How a normal play for that situation should go is first base (me) would run to grab the ball, second base would run behind and take over first for the throw. This could not happen, as every team had a balance of shit players, and our two were generally stuck in right field, and second base. They were usually terrible at catching, throwing, and it was usually faster for the guy to get from home to first base then them to get from second to first. So, a lot of legwork had to be done by yours truly, and to avoid having to slow up or collide, I slid.

Another is because sliding and sticking my left foot out to touch the bag set my body up perfectly for a throw into home should the need have arisen.

Don't get me wrong, A normal play for me involved me moving two steps and just catching the ball, but situations arose where that was complicated.

And.. just one quick note, Ever notice joedirt, how proffessional fielders generally have people who can aim and throw the ball at them? You know, well enough that they get paid for it? yeah.. my league didn't have those kinds of people.
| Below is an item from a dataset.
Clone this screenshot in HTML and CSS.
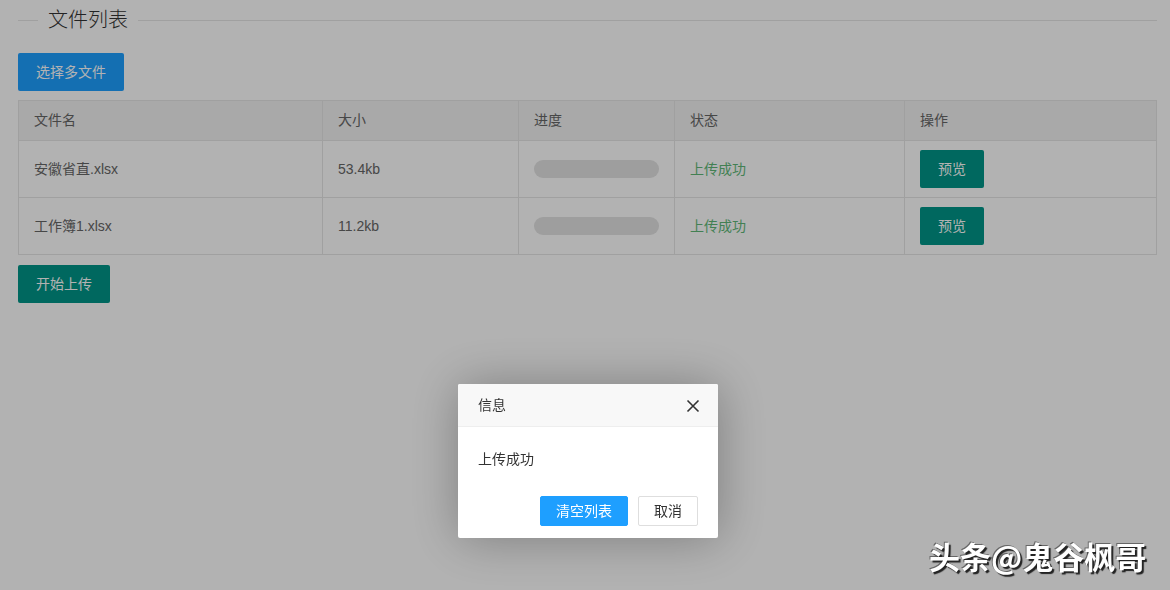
FILE: index.html
```html
<!DOCTYPE html>
<html lang="zh-CN">
<head>
    <meta charset="UTF-8">
    <title>文件列表</title>
    <link rel="stylesheet" href="styles.css">
</head>
<body>
    <div class="page">
        <fieldset class="elem-field">
            <legend>文件列表</legend>
        </fieldset>

        <button class="btn btn-normal">选择多文件</button>

        <table class="file-table">
            <colgroup>
                <col style="width: 304px">
                <col style="width: 196px">
                <col style="width: 156px">
                <col style="width: 230px">
                <col>
            </colgroup>
            <thead>
                <tr>
                    <th>文件名</th>
                    <th>大小</th>
                    <th>进度</th>
                    <th>状态</th>
                    <th>操作</th>
                </tr>
            </thead>
            <tbody>
                <tr>
                    <td>安徽省直.xlsx</td>
                    <td>53.4kb</td>
                    <td><div class="progress"></div></td>
                    <td class="ok">上传成功</td>
                    <td><button class="btn">预览</button></td>
                </tr>
                <tr>
                    <td>工作簿1.xlsx</td>
                    <td>11.2kb</td>
                    <td><div class="progress"></div></td>
                    <td class="ok">上传成功</td>
                    <td><button class="btn">预览</button></td>
                </tr>
            </tbody>
        </table>

        <button class="btn">开始上传</button>
    </div>

    <!-- 遮罩 -->
    <div class="shade"></div>

    <!-- 弹窗 -->
    <div class="layer">
        <div class="layer-title">
            信息
            <svg class="layer-close" width="14" height="14" viewBox="0 0 14 14">
                <path d="M1.5 1.5 L12.5 12.5 M12.5 1.5 L1.5 12.5" stroke="#333" stroke-width="1.6" fill="none"/>
            </svg>
        </div>
        <div class="layer-content">上传成功</div>
        <div class="layer-btns">
            <a class="layer-btn primary">清空列表</a><a class="layer-btn">取消</a>
        </div>
    </div>

    <div class="watermark">头条@鬼谷枫哥</div>
</body>
</html>
```

FILE: styles.css
```css
* {
    margin: 0;
    padding: 0;
    box-sizing: border-box;
    font-family: "Liberation Sans", "Noto Sans CJK SC", sans-serif;
}

body {
    background: #fff;
    color: #666;
    font-size: 14px;
}

.page {
    padding: 0 13px 0 18px;
}

.elem-field {
    margin-top: 6px;
    border: none;
    border-top: 1px solid #e6e6e6;
}

.elem-field legend {
    margin-left: 20px;
    padding: 0 10px;
    font-size: 20px;
    line-height: 28px;
    font-weight: 300;
    color: #333;
}

.btn {
    display: inline-block;
    height: 38px;
    line-height: 38px;
    padding: 0 18px;
    background: #009688;
    color: #fff;
    border: none;
    border-radius: 2px;
    font-size: 14px;
    cursor: pointer;
}

.btn-normal {
    background: #1E9FFF;
    margin-top: 19px;
}

.file-table {
    width: 1139px;
    margin: 9px 0 10px;
    border-collapse: collapse;
    table-layout: fixed;
}

.file-table th,
.file-table td {
    border: 1px solid #e6e6e6;
    padding: 9px 15px;
    line-height: 20px;
    text-align: left;
    font-weight: normal;
    color: #666;
}

.file-table th {
    padding-bottom: 10px;
}

.file-table thead tr {
    background: #f2f2f2;
}

.progress {
    height: 18px;
    width: 125px;
    border-radius: 20px;
    background: #e2e2e2;
}

.file-table td.ok {
    color: #5FB878;
}

.shade {
    position: fixed;
    inset: 0;
    background: rgba(0, 0, 0, 0.3);
}

.layer {
    position: fixed;
    left: 458px;
    top: 384px;
    width: 260px;
    background: #fff;
    border-radius: 2px;
    box-shadow: 1px 1px 50px rgba(0, 0, 0, 0.3);
}

.layer-title {
    position: relative;
    height: 43px;
    line-height: 42px;
    padding: 0 80px 0 20px;
    background: #F8F8F8;
    border-bottom: 1px solid #eee;
    color: #333;
    font-size: 14px;
    border-radius: 2px 2px 0 0;
}

.layer-close {
    position: absolute;
    right: 18px;
    top: 15px;
}

.layer-content {
    padding: 20px;
    line-height: 24px;
    color: #333;
    font-size: 14px;
}

.layer-btns {
    text-align: right;
    padding: 0 15px 12px;
}

.layer-btn {
    display: inline-block;
    height: 30px;
    line-height: 28px;
    margin: 5px 5px 0;
    padding: 0 15px;
    border: 1px solid #dedede;
    background: #fff;
    color: #333;
    border-radius: 2px;
    font-size: 14px;
    cursor: pointer;
}

.layer-btn.primary {
    background: #1E9FFF;
    border-color: #1E9FFF;
    color: #fff;
}

.watermark {
    position: fixed;
    left: 929px;
    top: 535px;
    font-size: 31px;
    line-height: 42px;
    font-weight: 700;
    color: #fff;
    font-family: "Noto Sans CJK SC", sans-serif;
    text-shadow: 2px 2px 1px #222, -1px -1px 0 #666;
    white-space: nowrap;
}
```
Also, it's been said.. But just ponder a moment. When ISN'T a play at first base a force out when they're running at you from home? I'm glad you can feel you're superior to me though, even though you've never seen me play, nor will you ever, as I'm now out of the age bracket.

However, I guess I really do suck, even though I'm the reason we won my KMBSA year end tournament by making two lay down catches and a line catch at first.

Oh, and the same year I won the year end tournament for the police league I also play on because family members are permitted, and my dads a cop. I lead the team for home runs, and I was 19 on a team full of 25-40 year old cops.

I wasn't trying to brag or toot my own horn in my original comment, and I'm still not. But I'd like to make it clear that I'm far from a bad or idiotic player.